Citing the necessity of reconciliation processes for the establishment of peace in societies affected by conflicts, the Assembly has proclaimed 2009 as the International Year of Reconciliation. Noting that natural fibres provide an important source of income for farmers and can thus can play an important role in improving food security and eradicating poverty, the Assembly has also proclaimed 2009 as the International Year of Natural Fibres.
The United Nations will observe 2010 as the International Year of Biodiversity, to bring greater international attention to the continued loss of biodiversity. And it will observe 2011 as the International Year of Forests, in recognition of the significant contribution that forests and their sustainable management can make to sustainable development, poverty eradication and the achievement of internationally agreed development goals.

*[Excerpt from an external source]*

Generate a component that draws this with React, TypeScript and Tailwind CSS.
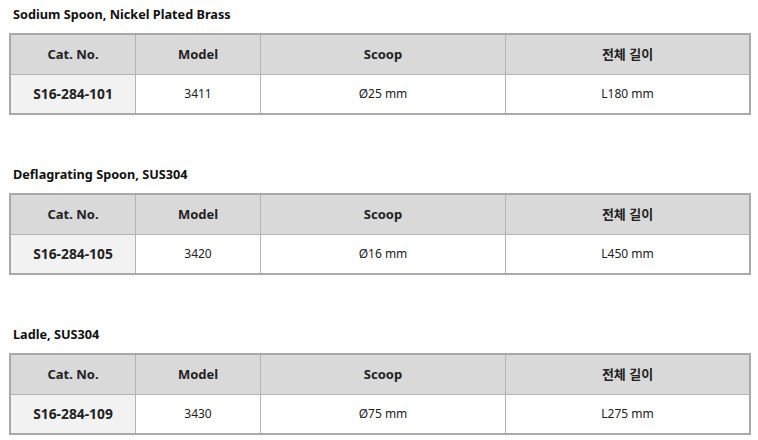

Meanwhile, the international community continues to observe the Decade to Roll Back Malaria in Developing Countries, Particularly in Africa (2001-2010); the Second International Decade for the Eradication of Colonialism (2001-2010); the International Decade for a Culture of Peace and Non-violence for the Children of the World (2001-2010); the United Nations Literacy Decade: Education for All (2003-2012); the Second International Decade of the World's Indigenous People (2005-2014); the United Nations Decade of Education for Sustainable Development (2005-2014); and the International Decade for Action, "Water for Life" (2005-2015).